The in-spouse will maintain the property in the same condition as when the Marital/Mediated Settlement Agreement is signed subject to normal wear and tear. The parties may consider hiring someone for the maintenance of the landscaping or pool. The Out-spouse may be on a defined schedule to provide some maintenance service at the family residence that had been provided in the past, and is desired by the parties to continue until the home is divided. The parties may wish to factor the cost of these services in the support analysis, or as a reimbursement to be paid out of escrow on sale or as part of the buy-out formula calculation. The parties may elect to reserve jurisdiction on the issue of maintenance. This is mandatory under Family Code Section 3809 when the court is requested to make a deferred sale of home order.
The maintenance and repair expenses can be shared by mutual agreement to be defined between the parties. For example, the In-spouse will take care of all repairs and maintenance items that cost less than $200, and the parties shall share equally the cost of repairs and maintenance above $200 by mutual agreement. If one spouse is financially unable to contribute to the repair and maintenance costs as required, then the other spouse shall pay and be reimbursed out the escrow sales proceeds, or as otherwise decided by the parties, or as a factor in the buy-out formula, so that the residence can be maintained and repaired when required.
The parties shall be able to sell their family residence at any time by mutual agreement. This provides the parties with the greatest latitude to deal with unforeseen circumstances so that their interest in the property is protected.
Define what will happen in the case of a party’s death? This may Trigger a right of first refusal for the surviving party to purchase the decedent’s interest from the estate of the decedent, or if finances are slim and it would serve the children’s interest, then impose upon the estate of the decedent the specified term defined by the party’s in their Judgment for Dissolution of Marriage for the sale of the home to maintain the continuity and consistency in the daily lives of the children. If the out-spouse is the survivor, the Agreement should shift the exclusive right of possession of the home to the out-spouse, as well as, the obligation to keep the payments in connection with the family residence current until divided between the survivor and the estate of the decedent, or until a buy-out of the estate’s community interest in the family residence by the survivor parent, as provided for in the Agreement.
When the in-spouse remarries or cohabits this usually triggers a sale, or right of first refusal to buy-out the other party’s community interest in the home. If there is a buy-out option, you can define that the parties will obtain a joint appraiser to obtain a fair market value, and then the parties can define the allowable deductions from the fair market value to complete the formula. The “buy-out” formula should be defined by the parties in their Agreement. Or, the party’s may consider a modification of the support payments or shared expenses. See Family Code Section 3808.
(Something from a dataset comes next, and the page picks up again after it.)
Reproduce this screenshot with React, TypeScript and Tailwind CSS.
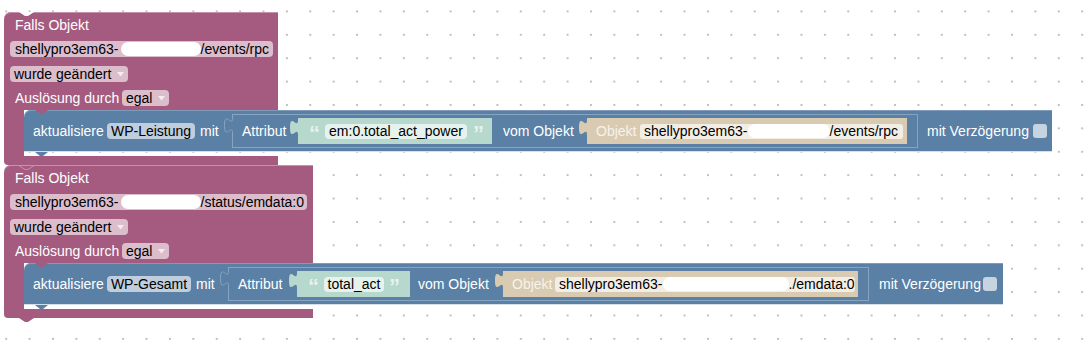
import React from "react";

function Arrow() {
  return (
    <svg width="7" height="5" viewBox="0 0 7 5" className="ml-[6px] shrink-0">
      <polygon points="0,0 7,0 3.5,4.5" fill="#f5ebf0" />
    </svg>
  );
}

function Blob({ className }: { className: string }) {
  return <span className={`inline-block h-[14px] shrink-0 rounded-full bg-white blur-[0.7px] ${className}`} />;
}

function PuzzleTab({ fill, stroke, className }: { fill: string; stroke?: string; className: string }) {
  return (
    <svg width="9" height="15" viewBox="0 0 9 15" className={`absolute overflow-visible ${className}`}>
      <path d="M9 0 H8 C8 10 0 -8 0 7.5 S8 5 8 15 H9 Z" fill={fill} />
      {stroke ? <path d="M8.5 0 C8.5 10 0.5 -8 0.5 7.5 S8.5 5 8.5 15" fill="none" stroke={stroke} strokeWidth="1" /> : null}
    </svg>
  );
}

function Trigger({
  widthClass,
  field,
  action,
  first,
}: {
  widthClass: string;
  field: React.ReactNode;
  action: React.ReactNode;
  first: boolean;
}) {
  return (
    <div className={`relative shrink-0 ${widthClass}`}>
      <div className="relative flex flex-col rounded-tl-[7px] bg-[#a55b80] pb-[4px] pt-[5px] shadow-[inset_0_1px_0_#c592ac]">
        {first ? (
          <svg width="15" height="4" viewBox="0 0 15 4" className="absolute left-[15px] top-0">
            <polygon points="0,0 6,4 9,4 15,0" fill="#ffffff" />
          </svg>
        ) : (
          <svg width="15" height="5" viewBox="0 0 15 5" className="absolute left-[15px] top-0">
            <polyline points="0,0.5 6,4.5 9,4.5 15,0.5" fill="none" stroke="#c592ac" strokeWidth="1" />
          </svg>
        )}
        <div className="h-[16px] pl-[11px]">Falls Objekt</div>
        <div className="mt-[8px] flex pl-[6px]">{field}</div>
        <div className="mt-[9px] flex pl-[6px]">
          <span className="flex h-[16px] items-center rounded-[4px] bg-[#dbbdcc] px-[4px] text-black">
            wurde geändert
            <Arrow />
          </span>
        </div>
        <div className="mt-[8px] flex h-[16px] items-center pl-[11px]">
          <span className="w-[107px] shrink-0 whitespace-nowrap">Auslösung durch</span>
          <span className="flex h-[16px] items-center rounded-[4px] bg-[#dbbdcc] px-[4px] text-black">
            egal
            <Arrow />
          </span>
        </div>
      </div>
      <div className="flex">
        <div className="w-[20px] shrink-0 bg-[#a55b80]" />
        <div className="flex shrink-0 flex-col">
          {action}
          <div className="h-[4px]" />
        </div>
      </div>
      <div className="relative h-[9px] rounded-bl-[4px] bg-[#a55b80]">
        {!first ? (
          <svg width="15" height="4" viewBox="0 0 15 4" className="absolute bottom-[-4px] left-[15px]">
            <polygon points="0,0 6,4 9,4 15,0" fill="#a55b80" />
          </svg>
        ) : null}
      </div>
    </div>
  );
}

function BlueShell({ widthClass, children }: { widthClass: string; children: React.ReactNode }) {
  return (
    <div
      className={`relative flex h-[42px] shrink-0 items-center whitespace-nowrap rounded-tl-[7px] bg-[#5b80a5] pl-[9px] shadow-[inset_0_1px_0_#7e9cba,inset_0_-1px_0_#d5dfe9] ${widthClass}`}
    >
      <svg width="13" height="4" viewBox="0 0 13 4" className="absolute left-[11px] top-0">
        <polygon points="0,0 5,4 8,4 13,0" fill="#a55b80" />
      </svg>
      <svg width="13" height="4" viewBox="0 0 13 4" className="absolute bottom-[-4px] left-[11px]">
        <polygon points="0,0 5,4 8,4 13,0" fill="#5b80a5" />
      </svg>
      {children}
    </div>
  );
}

function Quote({ children, className }: { children: React.ReactNode; className: string }) {
  return (
    <span
      className={`flex h-[16px] shrink-0 items-start overflow-visible font-['Liberation_Sans',Arial,sans-serif] text-[22px] font-bold leading-[22px] text-[#e6f2ed] ${className}`}
    >
      {children}
    </span>
  );
}

export default function App() {
  return (
    <div className="relative flex h-[342px] w-[1091px] flex-col overflow-hidden bg-white bg-[radial-gradient(circle,#bfbfbf_0.9px,transparent_1.4px)] bg-[length:23.4px_23.4px] bg-[position:-5.5px_-0.3px] pl-[4px] pt-[12px] font-['Liberation_Sans',Arial,sans-serif] text-[14px] leading-[16px] text-white">
      <Trigger
        first
        widthClass="w-[274px]"
        field={
          <span className="flex h-[16px] w-[263px] items-center whitespace-nowrap rounded-[4px] bg-[#dbbdcc] pl-[5px] text-black">
            <span>shellypro3em63-</span>
            <Blob className="ml-[2px] w-[80px]" />
            <span>/events/rpc</span>
          </span>
        }
        action={
          <BlueShell widthClass="w-[1028px]">
            <span className="w-[74px] shrink-0">aktualisiere</span>
            <span className="flex h-[16px] w-[88px] shrink-0 items-center justify-center rounded-[4px] bg-[#bfcddc] text-black">
              WP-Leistung
            </span>
            <span className="w-[37px] shrink-0 pl-[5px]">mit</span>
            <div className="relative flex h-[34px] w-[686px] shrink-0 items-center border border-[#87a4c1] bg-[#5b80a5] pl-[9px]">
              <PuzzleTab fill="#5b80a5" stroke="#87a4c1" className="left-[-9px] top-[3px]" />
              <span className="w-[56px] shrink-0">Attribut</span>
              <div className="relative flex h-[26px] w-[194px] shrink-0 items-center bg-[#b7d8cc] pl-[11px]">
                <PuzzleTab fill="#b7d8cc" className="left-[-8px] top-[2px]" />
                <Quote className="w-[16px]">“</Quote>
                <span className="flex h-[15px] w-[142px] shrink-0 items-center justify-center rounded-[4px] bg-[#e6f2ed] text-black">
                  em:0.total_act_power
                </span>
                <Quote className="pl-[6px]">”</Quote>
              </div>
              <span className="w-[95px] shrink-0 pl-[11px]">vom Objekt</span>
              <div className="relative flex h-[26px] w-[320px] shrink-0 items-center bg-[#d9cbb2] pl-[9px]">
                <PuzzleTab fill="#d9cbb2" className="left-[-8px] top-[2px]" />
                <span className="w-[44px] shrink-0 text-[#f7f2ea]">Objekt</span>
                <span className="flex h-[15px] w-[263px] shrink-0 items-center rounded-[3px] bg-[#f3eee5] pl-[4px] text-black">
                  <span>shellypro3em63-</span>
                  <Blob className="w-[82px]" />
                  <span>/events/rpc</span>
                </span>
              </div>
            </div>
            <span className="w-[115px] shrink-0 pl-[9px]">mit Verzögerung</span>
            <span className="h-[14px] w-[14px] shrink-0 rounded-[3px] bg-[#c6d3e1]" />
          </BlueShell>
        }
      />
      <Trigger
        first={false}
        widthClass="w-[309px]"
        field={
          <span className="flex h-[16px] w-[297px] items-center whitespace-nowrap rounded-[4px] bg-[#dbbdcc] pl-[5px] text-black">
            <span>shellypro3em63-</span>
            <Blob className="ml-[2px] w-[80px]" />
            <span>/status/emdata:0</span>
          </span>
        }
        action={
          <BlueShell widthClass="w-[979px]">
            <span className="w-[74px] shrink-0">aktualisiere</span>
            <span className="flex h-[16px] w-[84px] shrink-0 items-center justify-center rounded-[4px] bg-[#bfcddc] text-black">
              WP-Gesamt
            </span>
            <span className="w-[37px] shrink-0 pl-[5px]">mit</span>
            <div className="relative flex h-[34px] w-[641px] shrink-0 items-center border border-[#87a4c1] bg-[#5b80a5] pl-[9px]">
              <PuzzleTab fill="#5b80a5" stroke="#87a4c1" className="left-[-9px] top-[3px]" />
              <span className="w-[59px] shrink-0">Attribut</span>
              <div className="relative flex h-[26px] w-[113px] shrink-0 items-center bg-[#b7d8cc] pl-[11px]">
                <PuzzleTab fill="#b7d8cc" className="left-[-8px] top-[2px]" />
                <Quote className="w-[16px]">“</Quote>
                <span className="flex h-[15px] w-[60px] shrink-0 items-center justify-center rounded-[4px] bg-[#e6f2ed] text-black">
                  total_act
                </span>
                <Quote className="pl-[5px]">”</Quote>
              </div>
              <span className="w-[93px] shrink-0 pl-[8px]">vom Objekt</span>
              <div className="relative flex h-[26px] w-[355px] shrink-0 items-center bg-[#d9cbb2] pl-[9px]">
                <PuzzleTab fill="#d9cbb2" className="left-[-8px] top-[2px]" />
                <span className="w-[43px] shrink-0 text-[#f7f2ea]">Objekt</span>
                <span className="flex h-[15px] w-[300px] shrink-0 items-center rounded-[3px] bg-[#f3eee5] pl-[4px] text-black">
                  <span>shellypro3em63-</span>
                  <Blob className="w-[126px]" />
                  <span>./emdata:0</span>
                </span>
              </div>
            </div>
            <span className="w-[114px] shrink-0 pl-[10px]">mit Verzögerung</span>
            <span className="h-[14px] w-[14px] shrink-0 rounded-[3px] bg-[#c6d3e1]" />
          </BlueShell>
        }
      />
    </div>
  );
}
Capital improvements to the family residence may be required during the tenancy in common ownership, and how these costs shall be shared can be defined by mutual agreement. When one party is financially not able to contribute and the capital improvement is necessary or approved by mutual agreement, then the other spouse can pay for the improvement and be reimbursed out of the escrow sales proceeds, or as a factor in the buy-out formula, or by any other mutually defined method.
What if a spouse loses their employment during the tenancy in common? This event may trigger an immediate listing and sale of the family residence, or trigger the right of first refusal to buy-out the other party’s interest in the home, and/or create a new reimbursement claim should one party make payments for the other obligated party related to the family residence mortgage principal, mortgage interest, other encumbrances, taxes, insurance, maintenance, or repairs. Further, can the parties create a security device for this loss of income to get the house payment made in a timely manner should the obligated party lose his or her job.
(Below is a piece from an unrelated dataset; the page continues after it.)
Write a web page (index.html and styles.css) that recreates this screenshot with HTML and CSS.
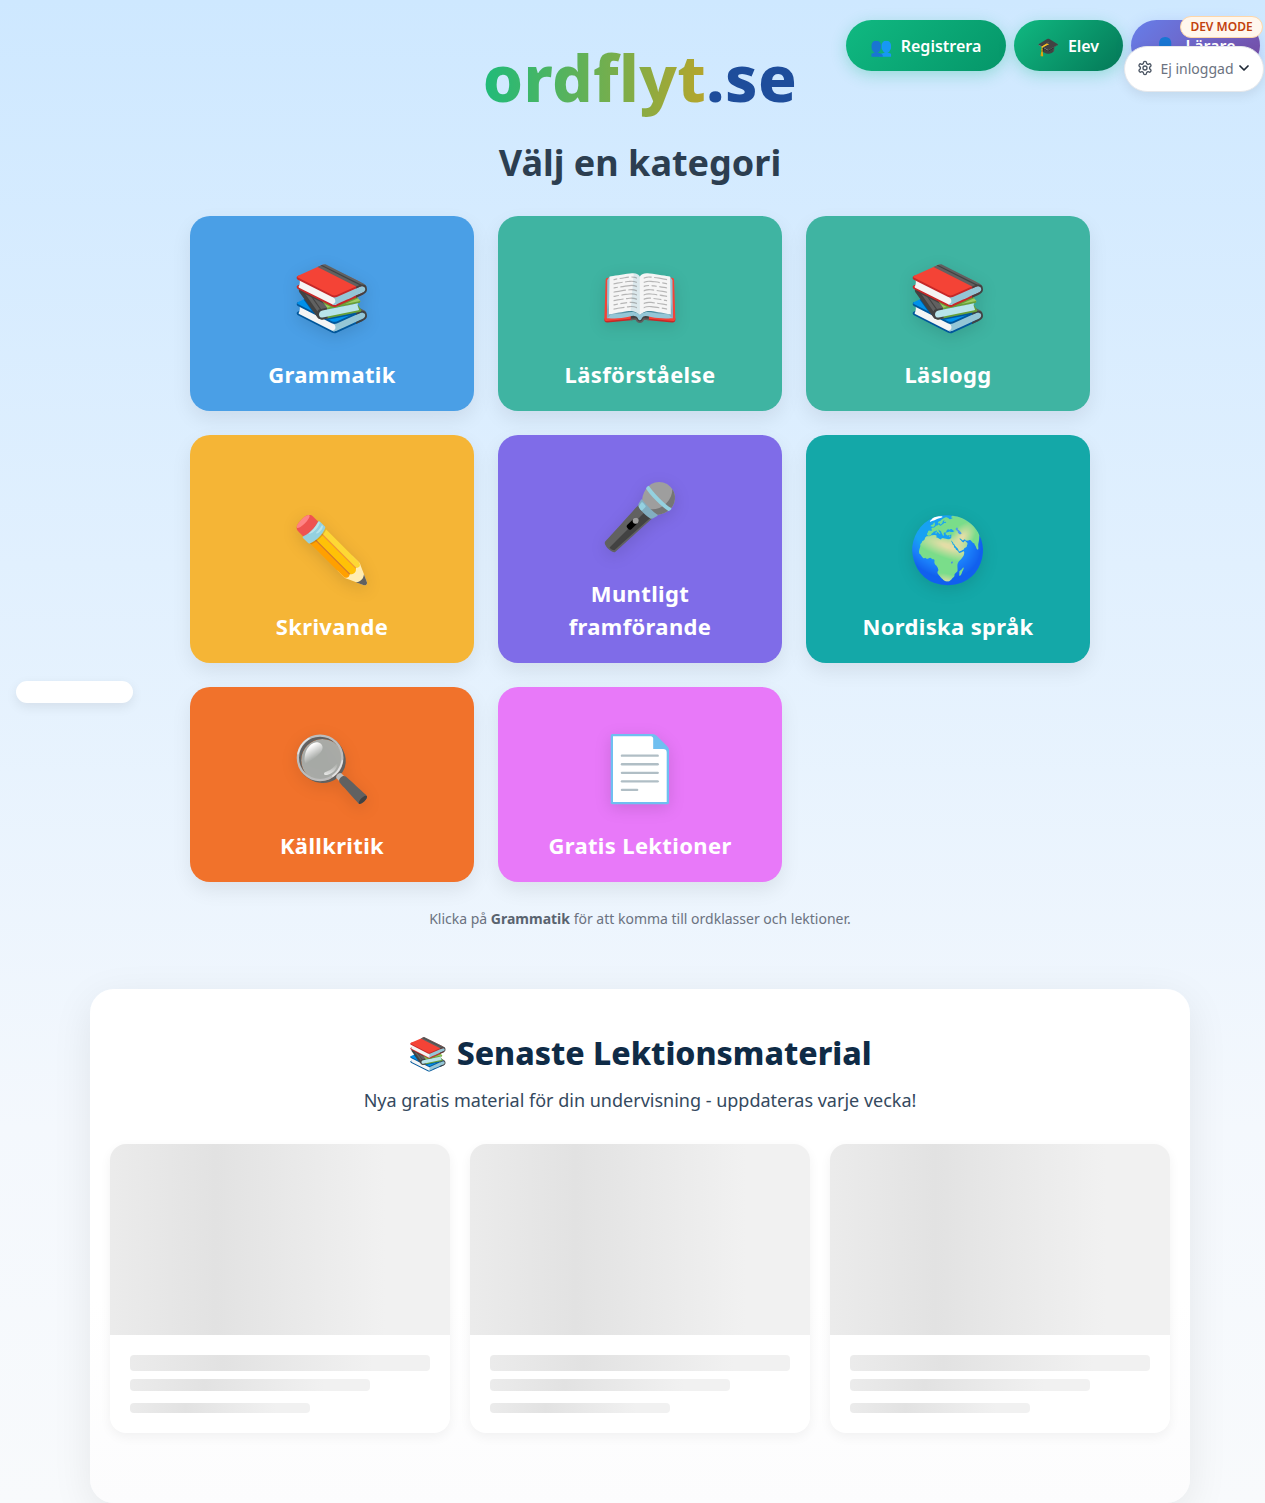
FILE: index.html
```html
<!DOCTYPE html>
<html lang="sv">
<head>
  <meta charset="UTF-8">
  <meta name="viewport" content="width=device-width, initial-scale=1.0">
  <title>ordflyt.se</title>
  <link rel="stylesheet" href="styles.css">
</head>
<body>
  <nav class="top-nav">
    <a class="nav-btn nav-green nav-register"><span class="nav-icon">👥</span> Registrera</a>
    <a class="nav-btn nav-green nav-student"><span class="nav-icon">🎓</span> Elev</a>
    <a class="nav-btn nav-purple"><span class="nav-icon">👤</span> Lärare</a>
  </nav>
  <div class="dev-badge">DEV MODE</div>
  <div class="dev-menu">
    <svg class="gear" viewBox="0 0 24 24" width="16" height="16" fill="none" stroke="currentColor" stroke-width="2" stroke-linecap="round" stroke-linejoin="round">
      <path d="M12.22 2h-.44a2 2 0 0 0-2 2v.18a2 2 0 0 1-1 1.73l-.43.25a2 2 0 0 1-2 0l-.15-.08a2 2 0 0 0-2.73.73l-.22.38a2 2 0 0 0 .73 2.73l.15.1a2 2 0 0 1 1 1.72v.51a2 2 0 0 1-1 1.74l-.15.09a2 2 0 0 0-.73 2.73l.22.38a2 2 0 0 0 2.73.73l.15-.08a2 2 0 0 1 2 0l.43.25a2 2 0 0 1 1 1.73V20a2 2 0 0 0 2 2h.44a2 2 0 0 0 2-2v-.18a2 2 0 0 1 1-1.73l.43-.25a2 2 0 0 1 2 0l.15.08a2 2 0 0 0 2.73-.73l.22-.39a2 2 0 0 0-.73-2.73l-.15-.08a2 2 0 0 1-1-1.74v-.5a2 2 0 0 1 1-1.74l.15-.09a2 2 0 0 0 .73-2.73l-.22-.38a2 2 0 0 0-2.73-.73l-.15.08a2 2 0 0 1-2 0l-.43-.25a2 2 0 0 1-1-1.73V4a2 2 0 0 0-2-2z"/>
      <circle cx="12" cy="12" r="3"/>
    </svg>
    <span>Ej inloggad</span>
    <svg class="chevron" viewBox="0 0 24 24" width="16" height="16" fill="none" stroke="currentColor" stroke-width="2.6" stroke-linecap="round" stroke-linejoin="round">
      <path d="m6 9 6 6 6-6"/>
    </svg>
  </div>
  <div class="float-pill"></div>

  <main class="main-container">
    <h1 class="logo"><span class="logo-word">ordflyt</span><span class="logo-tld">.se</span></h1>
    <h2 class="page-title">Välj en kategori</h2>

    <div class="category-grid">
      <a class="category-card c-blue"><span class="category-icon">📚</span><span class="category-name">Grammatik</span></a>
      <a class="category-card c-teal"><span class="category-icon">📖</span><span class="category-name">Läsförståelse</span></a>
      <a class="category-card c-teal"><span class="category-icon">📚</span><span class="category-name">Läslogg</span></a>
      <a class="category-card c-yellow"><span class="category-icon">✏️</span><span class="category-name">Skrivande</span></a>
      <a class="category-card c-purple"><span class="category-icon">🎤</span><span class="category-name">Muntligt framförande</span></a>
      <a class="category-card c-cyan"><span class="category-icon">🌍</span><span class="category-name">Nordiska språk</span></a>
      <a class="category-card c-orange"><span class="category-icon">🔍</span><span class="category-name">Källkritik</span></a>
      <a class="category-card c-pink"><span class="category-icon">📄</span><span class="category-name">Gratis Lektioner</span></a>
    </div>

    <p class="hint">Klicka på <strong>Grammatik</strong> för att komma till ordklasser och lektioner.</p>

    <section class="latest">
      <h2 class="latest-title">📚 Senaste Lektionsmaterial</h2>
      <p class="latest-sub">Nya gratis material för din undervisning - uppdateras varje vecka!</p>
      <div class="latest-grid">
        <div class="skeleton-card">
          <div class="skeleton skeleton-img"></div>
          <div class="skeleton-body">
            <div class="skeleton line-1"></div>
            <div class="skeleton line-2"></div>
            <div class="skeleton line-3"></div>
          </div>
        </div>
        <div class="skeleton-card">
          <div class="skeleton skeleton-img"></div>
          <div class="skeleton-body">
            <div class="skeleton line-1"></div>
            <div class="skeleton line-2"></div>
            <div class="skeleton line-3"></div>
          </div>
        </div>
        <div class="skeleton-card">
          <div class="skeleton skeleton-img"></div>
          <div class="skeleton-body">
            <div class="skeleton line-1"></div>
            <div class="skeleton line-2"></div>
            <div class="skeleton line-3"></div>
          </div>
        </div>
      </div>
    </section>
  </main>
</body>
</html>
```

FILE: styles.css
```css
* {
  box-sizing: border-box;
}

html, body {
  margin: 0;
  padding: 0;
}

body {
  position: relative;
  height: 1503px;
  overflow: hidden;
  font-family: "Noto Sans", sans-serif;
  background: linear-gradient(180deg, #cee8ff 0%, #f4f8fd 75%, #f8fafc 100%);
  color: #2c3e50;
}

/* top right */
.top-nav {
  position: absolute;
  top: 20px;
  right: 5px;
  display: flex;
  gap: 8px;
}

.nav-btn {
  display: flex;
  align-items: center;
  justify-content: center;
  gap: 8px;
  height: 51px;
  border-radius: 26px;
  color: #fff;
  font-size: 16px;
  font-weight: 600;
}

.nav-register {
  width: 160px;
}

.nav-student {
  width: 109px;
}

.nav-purple {
  width: 129px;
  background: linear-gradient(135deg, #667eea, #764ba2);
  box-shadow: 0 4px 15px rgba(102, 126, 234, 0.3);
}

.nav-green {
  background: linear-gradient(135deg, #10b981, #059669);
  box-shadow: 0 4px 15px rgba(16, 185, 129, 0.3);
}

.nav-student {
  background: linear-gradient(135deg, #10b981, #047857);
}

.nav-icon {
  font-size: 18px;
  margin-left: -1px;
  margin-right: 1px;
}

.dev-badge {
  position: absolute;
  top: 16px;
  right: 2px;
  width: 83px;
  height: 22px;
  line-height: 20px;
  text-align: center;
  font-size: 12px;
  font-weight: 600;
  color: #c2410c;
  background: #fff7ed;
  border: 1px solid #fed7aa;
  border-radius: 11px;
  z-index: 3;
}

.dev-menu {
  position: absolute;
  top: 46px;
  right: 1px;
  width: 140px;
  height: 46px;
  padding-bottom: 2px;
  display: flex;
  align-items: center;
  justify-content: center;
  gap: 3px;
  font-size: 14px;
  color: #6b7280;
  background: #fff;
  border: 1px solid #e5e7eb;
  border-radius: 23px;
  box-shadow: 0 4px 12px rgba(0, 0, 0, 0.08);
  z-index: 2;
}

.gear {
  color: #4b5563;
  margin-left: 1px;
  margin-right: 4px;
}

.chevron {
  color: #1f2937;
  margin-left: -1px;
}

.float-pill {
  position: absolute;
  top: 681px;
  left: 16px;
  width: 117px;
  height: 22px;
  background: #fff;
  border-radius: 11px;
  box-shadow: 0 4px 12px rgba(0, 0, 0, 0.08);
}

/* main */
.main-container {
  width: 1280px;
  display: flex;
  flex-direction: column;
  align-items: center;
}

.logo {
  margin: 34px 0 0;
  font-size: 64px;
  line-height: 88px;
  font-weight: 800;
  letter-spacing: 0.4px;
}

.logo-word {
  background: linear-gradient(90deg, #1fbb7a, #b5a52c);
  -webkit-background-clip: text;
  background-clip: text;
  color: transparent;
}

.logo-tld {
  color: #1e4d9b;
}

.page-title {
  margin: 16px 0 0;
  font-size: 36px;
  line-height: 50px;
  font-weight: 700;
  color: #2c3e50;
}

.category-grid {
  display: grid;
  grid-template-columns: repeat(3, 284px);
  gap: 24px;
  margin-top: 28px;
}

.category-card {
  display: flex;
  flex-direction: column;
  align-items: center;
  justify-content: flex-end;
  padding: 44px 40px 20px;
  border-radius: 20px;
  color: #fff;
  text-align: center;
  box-shadow: 0 8px 20px rgba(0, 0, 0, 0.08);
}

.category-icon {
  font-size: 64px;
  line-height: 72px;
  margin-bottom: 26px;
  filter: drop-shadow(0 4px 8px rgba(0, 0, 0, 0.12));
}

.category-name {
  font-size: 22px;
  line-height: 33px;
  font-weight: 700;
  letter-spacing: 0.35px;
}

.c-blue { background: #4a9fe6; }
.c-teal { background: #3fb4a2; }
.c-yellow { background: #f5b536; }
.c-purple { background: #7f6ce8; }
.c-cyan { background: #14a8a8; }
.c-orange { background: #f1722b; }
.c-pink { background: #e879f9; }

.hint {
  margin: 27px 0 0;
  font-size: 14px;
  line-height: 20px;
  color: #6b7280;
}

.hint strong {
  color: #59636f;
}

/* latest materials */
.latest {
  width: 1100px;
  height: 514px;
  margin-top: 60px;
  padding: 40px 20px;
  background: linear-gradient(180deg, #fff 60%, #fcfcfd 100%);
  border-radius: 24px;
  box-shadow: 0 10px 40px rgba(0, 0, 0, 0.08);
  text-align: center;
}

.latest-title {
  margin: 0;
  font-size: 32px;
  line-height: 48px;
  font-weight: 800;
  color: #0f2b46;
}

.latest-sub {
  margin: 10px 0 0;
  font-size: 18px;
  line-height: 27px;
  color: #34495e;
}

.latest-grid {
  display: grid;
  grid-template-columns: repeat(3, 1fr);
  gap: 20px;
  margin-top: 30px;
}

.skeleton-card {
  height: 289px;
  background: #fff;
  border-radius: 16px;
  overflow: hidden;
  box-shadow: 0 4px 12px rgba(0, 0, 0, 0.05);
}

.skeleton {
  background: linear-gradient(90deg, #f1f1f1 25%, #e2e2e2 50%, #f1f1f1 75%);
  background-size: 200% 100%;
  background-position: 69% 0;
}

.skeleton-img {
  height: 191px;
}

.skeleton-body {
  padding: 20px;
}

.line-1, .line-2, .line-3 {
  border-radius: 4px;
}

.line-1 {
  height: 16px;
}

.line-2 {
  width: 240px;
  height: 12px;
  margin-top: 8px;
}

.line-3 {
  width: 180px;
  height: 10px;
  margin-top: 12px;
}
```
A right of first refusal can be arranged by the parties to coordinate the buy-out of other party’s interest in the family residence when a certain mutually defined event occurs (remarriage, loss of employment, ability to qualify for a loan, the term of the deferred ownership expires). If the party with right of first refusal does not elect to buy, then the parties may provide a second right to buy-out the first party, if the first party does not elect or does not qualify to buy-out the other party’s interest, then the second party will be provided a short-time period to exercise his or her right to purchase the residence before it is listed for sale. This buy-out approach avoids the loss of funds paid for costs of a listed sale and potential capital gains tax. It allows children to remain in the same neighborhood, schools and church. It may provide a unique and rare opportunity for one spouse to be a homeowner.
Is there natural disaster protection? If the home has substantial equity, then the parties should consider insurance, or become aware of the availability and cost of earthquake coverage to protect the community equity in the home. The cost for this protection should be considered as part of the overall support scheme, and as a potential expense to be shared by the parties, or as a payment to be reimbursed on sale or buy-out.
What if the party with exclusive possession of the residence vacates the premises? If the in-spouse chooses to vacate the family residence, the Agreement should provide that this act is defined as a substantial change in circumstances. One of the options includes allowing the out-spouse the ability to take-over exclusive possession, and how would this affect the current payment of support and obligations in connection with the family residence. This may require a mutual meeting with a C.P.A. to adjust payments and support and to maximize income tax credits. The parties may agree that when the in-spouse vacates the family residence, that an advance written notice would be required to be made to the out-spouse, and that this may trigger a listed sale or buy-out of the in-spouse’s community interest in the family residence by elected option.
When the in-spouse rents a portion of the family residence, the parties may decide how to treat that rent income by mutual agreement. The parties may wish to preclude the ability to rent a portion of the home, unless by mutual agreement as to the identity of the renter, amount of rent, and how to divide the rent income, and disclose the rent income for annual income tax filing.